Decision strategies and examples
Workers still undecided about departure can stage decisions:
- Exercise a portion of in‑the‑money NSOs before leaving to lock in value and simplify withholding; hold the balance for upside.
- Let unvested RSUs lapse if the plan does not accelerate vesting.
- If ISOs are deep in the money and AMT is a risk, model outcomes with and without exercise. A same‑day sale may avoid AMT but ends long‑term capital gain potential.
These are trade‑offs with real cash impacts—run numbers or consult a tax advisor before acting.
Calendar and payroll timing
Year‑end vesting is common. Small differences in dates can shift tax years:
- Example: If your last day is December 28, you could vest on December 27—and owe ordinary income for that year.
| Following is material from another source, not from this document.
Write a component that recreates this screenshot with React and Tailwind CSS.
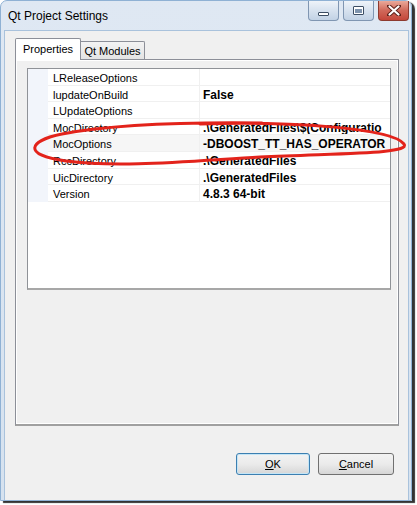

- If your last day is January 3, that same vest could fall into the next tax year.
Pay periods, payroll cutoffs, and vest dates matter as much as flight dates.
Practical steps checklist (action items)
- Make a written inventory of all RSUs, stock options, and ESPP lots, with vest, grant, and expiration dates.
- Book a call with HR and the plan administrator to confirm post‑termination rules and whether your broker serves non‑residents.
- Decide on option exercises before your last day; fund the exercise and confirm trade settlement timelines.
- Clarify ESPP treatment: Will contributions be refunded or used to buy shares on the next date?
- Set up tax support for your final U.S. filings and any treaty questions.
- Update contact details with HR, payroll, and your broker so tax forms reach you on time.
Equity awards can be life‑changing, but they’re unforgiving on deadlines. For H‑1B holders departing the U.S., careful planning around RSUs, stock options, and ESPP shares can prevent accidental forfeitures and unpleasant tax surprises. If you’re unsure whether the exit tax rules apply to you, start by reviewing the IRS overview for who is covered and who is not through the IRS expatriation tax guidance, then confirm your personal status with a tax professional.
Frequently Asked Questions
This Article in a Nutshell
H‑1B visa holders leaving the U.S. face time‑sensitive equity decisions involving RSUs, ISOs/NSOs, and ESPPs. Unvested RSUs are typically forfeited on termination, while stock options often carry short post‑termination exercise windows—commonly 90 days for ISOs—after which options may lapse or convert. RSUs trigger ordinary income at vest; ISOs may create AMT exposure on exercise; NSOs are taxed as ordinary income at exercise. ESPP tax benefits require meeting two‑year/one‑year holding rules. U.S. brokerage access can be limited for nonresidents, so workers should review grant documents, confirm settlement mechanics, coordinate with HR and plan administrators, and consult tax advisors before their last payroll day to avoid forfeitures and unexpected tax liabilities.